All this Shatnerian overacting business seemed to be retroactive (so to speak). The parody came later, and Shatner sort of fell into it, went along with all of it because it meant more public exposure, more work. He has been criticized for ubiquity and self-caricature, but that's like criticizing someone for having fun with their job.
Myself, I've begun to think that Shatner on Trek was just being true to Captain Kirk, who was always a bit of a drama queen. Like Anthony Perkins and a lot of other dreamy leading men of the period, the young Shatner had a slight peach-fuzzyness about him, appealing to be sure, but just a touch androgynous. And dynamite to young women.

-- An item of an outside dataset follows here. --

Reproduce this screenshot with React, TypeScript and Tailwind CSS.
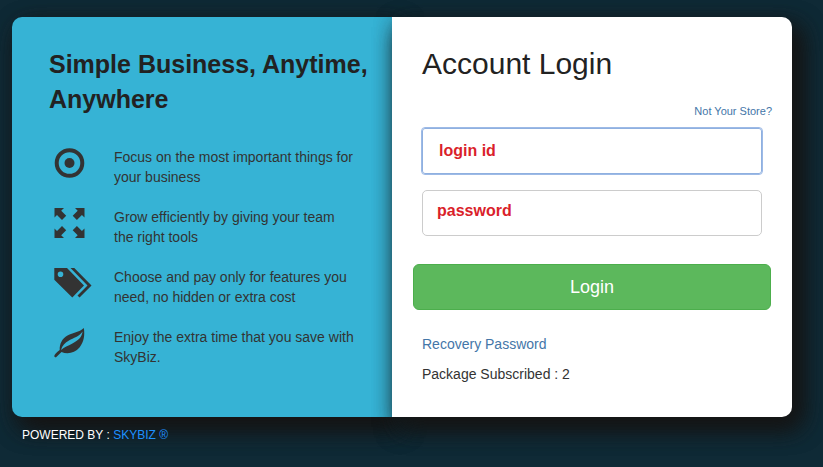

Shatner always works, always has, and at 82 or something, some insane age like that, he's still at it, and will do anything it seems, even make a safety video about the dangers of deep-frying a turkey. He's just around and seems not to need to sleep. He has sort of enlarged since his fox days (and he WAS a fox, make no mistake, especially during his Twilight Zone years when he was downright painfully fox-ish). He doesn't seem exactly fat, just "blown up" or expanded in some way. He does not have the saggyness and seams and crinkles that all other old people have, nor does he look freakish like Mickey Rourke, so it's doubtful he has done too much to his face. So what gives here? His skin has gone kind of like orange peel, thicker, but not slack. He'd be harder to peel, so to speak.
Sometimes I think he's like that character on one of the old Star Treks, the guy who was a gazillion years old and had been all these different famous people on earth. (The only one I really remember is Brahms.) He must be doing something different, or. . . I don't know. He acts the buffoon so frequently that no one would ever suspect that he ISN'T "one of us", but comes from some other place or has been subjected to some sort of "treatment", experimental to be sure, but which in his case seems to have worked. Like Bilbo Baggins in The Hobbit, he doesn't seem to know how to die. How will he look at 100. . . 110. . . 150? Has he sold his soul to the devil or made a bargain with the turkey farmers or what?
It's a secret. A William Shatner secret, and I doubt that he is ever going to tell it. But when he outlives all his children and then his grandchildren, the world is going to be asking some pretty tough questions.
You don't look like that at 82, you don't sound like that at 82, and you don't go around doing turkey videos unless you have something going for you that is very, very strange indeed.
This is my usual p. s., meaning I forgot a whole bunch of stuff. I am a big fan of Shatner's quirky series Weird or What, in which he explores a whole bunch of bizarre phenomena every week with his usual wacko wit. The self-parody here reaches the level of the sublime: when he points to a shelf full of books he has written, one of them is about synchronized swimming. And it is just so cool when he rides in on a horse. I don't know if I believe any of the stuff he examines on the show, but some of it is intriguing (like the signals from Russian cosmonauts that I blogged about a long time ago).
Then there is that other thing, the thing that kind of shocks me now: there was a Star Trek episode called The Deadly Years in which everyone caught a horrible disease and began to age at a frightfully accelerated rate. The thing is, the makeup on this show was really bad, so no one really looked like an old person. Scotty looked like he'd stuck his face in a banana cream pie. Kirk, well. . . Kirk looked dumb, but absolutely nothing like his "old" self. Not even close.